2022年8月

 演説中の元首相が暗殺されるという信じられないような事件を経て、この度大きな選挙が終わりました。あの大事件が今後社会に及ぼす影響は測り知れませんが、今はただ冥福をお祈りするばかりです。
 選挙によって多くの支持を得た人や政党が権力を持ち、重要な議題は多数決で決めるという民主主義の仕組みは既に日本に定着しています。非道な暴力や独裁による支配などは到底受け入れられません。しかしこれは少数派や立場の弱い人のことは軽くあしらっていい、という訳ではないはずです。多数派の意見で全てを押し切ろうという傲りは、深いひずみを身近な所に残しかねません。
 医療の現場でも、関係者の意見は時に対立します。

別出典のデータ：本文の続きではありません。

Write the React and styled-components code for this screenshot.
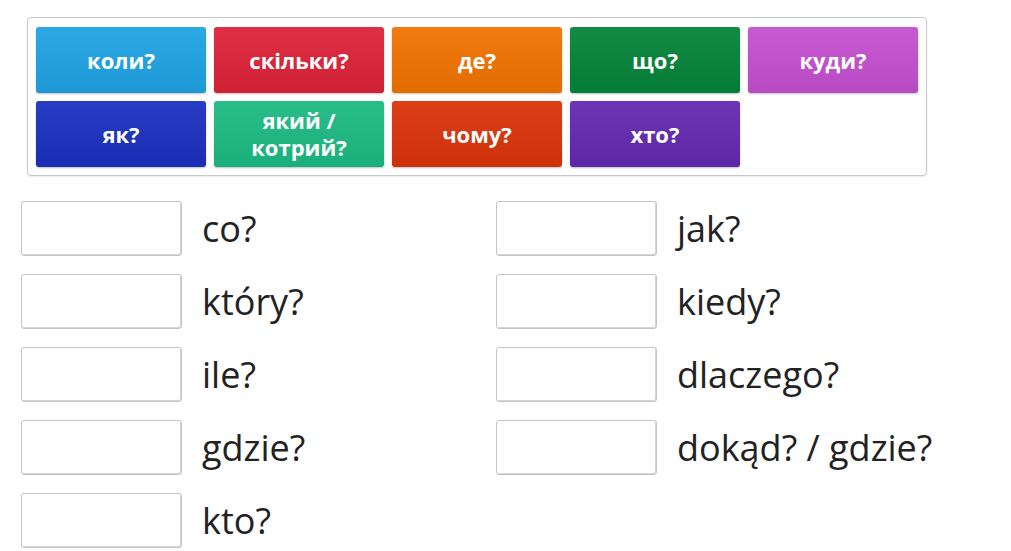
import styled, { createGlobalStyle } from "styled-components";

const GlobalStyle = createGlobalStyle`
    body {
        margin: 0;
        background: #fff;
        font-family: "Open Sans", "Noto Sans", sans-serif;
    }
`;

const tiles = [
    { text: "коли?", color: "#1ea3e3" },
    { text: "скільки?", color: "#dc2238" },
    { text: "де?", color: "#f07300" },
    { text: "що?", color: "#058338" },
    { text: "куди?", color: "#c44fd0" },
    { text: "як?", color: "#1b30c0" },
    { text: "який / котрий?", color: "#1cba82" },
    { text: "чому?", color: "#db330a" },
    { text: "хто?", color: "#6229b1" },
];

const leftWords = ["co?", "który?", "ile?", "gdzie?", "kto?"];
const rightWords = ["jak?", "kiedy?", "dlaczego?", "dokąd? / gdzie?"];

const App = () => {
    return (
        <>
            <GlobalStyle />
            <PageDiv>
                <TilePanel>
                    {tiles.map((t) => (
                        <Tile key={t.text} $color={t.color}>{t.text}</Tile>
                    ))}
                </TilePanel>
                <AnswerGrid>
                    <AnswerColumn>
                        {leftWords.map((w) => (
                            <AnswerRow key={w}>
                                <DropBox />
                                <WordLabel>{w}</WordLabel>
                            </AnswerRow>
                        ))}
                    </AnswerColumn>
                    <AnswerColumn>
                        {rightWords.map((w) => (
                            <AnswerRow key={w}>
                                <DropBox />
                                <WordLabel>{w}</WordLabel>
                            </AnswerRow>
                        ))}
                    </AnswerColumn>
                </AnswerGrid>
            </PageDiv>
        </>
    );
};

export default App;

const PageDiv = styled.div`
    padding: 17px 0 0 21px;
`;

const TilePanel = styled.div`
    margin-left: 6px;
    width: 882px;
    display: grid;
    grid-template-columns: repeat(5, 170px);
    grid-auto-rows: 66px;
    gap: 8px 8px;
    padding: 9px 8px 8px 8px;
    border: 1px solid #c9c9c9;
    border-radius: 4px;
    box-shadow: 0 1px 2px rgba(0, 0, 0, 0.08);
`;

const Tile = styled.div`
    display: flex;
    align-items: center;
    justify-content: center;
    text-align: center;
    padding: 0 40px;
    border-radius: 3px;
    background: ${(p) => p.$color};
    background-image: linear-gradient(rgba(255, 255, 255, 0.06), rgba(0, 0, 0, 0.06));
    box-shadow: 0 1px 2px rgba(0, 0, 0, 0.25);
    color: #fff;
    font-size: 22px;
    font-weight: 700;
    line-height: 27px;
`;

const AnswerGrid = styled.div`
    display: grid;
    grid-template-columns: 475px 475px;
    margin-top: 25px;
`;

const AnswerColumn = styled.div`
    display: flex;
    flex-direction: column;
    gap: 18px;
`;

const AnswerRow = styled.div`
    display: flex;
    align-items: center;
    gap: 20px;
    height: 55px;
`;

const DropBox = styled.div`
    box-sizing: border-box;
    width: 161px;
    height: 55px;
    border: 1px solid #c4c4c4;
    border-radius: 3px;
    box-shadow: inset -1px -1px 0 #d6d6d6;
    background: #fff;
`;

const WordLabel = styled.span`
    font-size: 36px;
    color: #222;
    line-height: 1;
`;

有力者や多数派の意向は分かるのですが、声の小さい人達の希望はどうなるのか気になる場面も多々あります。ここで一気に多数決に走る前に、リーダーの資質が問われるように思います。反対派の意見をよく聞いたのか、理解を得る努力には時間をかけたのか、私も院長として考える必要があるようです。
 政治でも医療でも言葉による意思疎通はとても大切ですが、沈黙の力、言葉でない力も医療現場では日々強く感じます。それは心から窮状を訴える声なき声のこともあれば、少々強引に自分の都合を押し付けてくる意志のこともあります。沈黙の力と正しく向き合うために、私には医師としての原点に返る姿勢と、穏やかに祈る習慣が大切な気がしています。大きな声で立派なことを言うよりも、時間をかけてあれこれ悩む方が私の性に合っているようです。
 独裁権力でも多数決万能でもなく、本当に困っている人の傍で自分も悩み続けることはできないか。演説も根回しも下手な私に政治家のような影響力はありませんが、これからも総社の開業医としてこの課題に取り組んでいくと思います。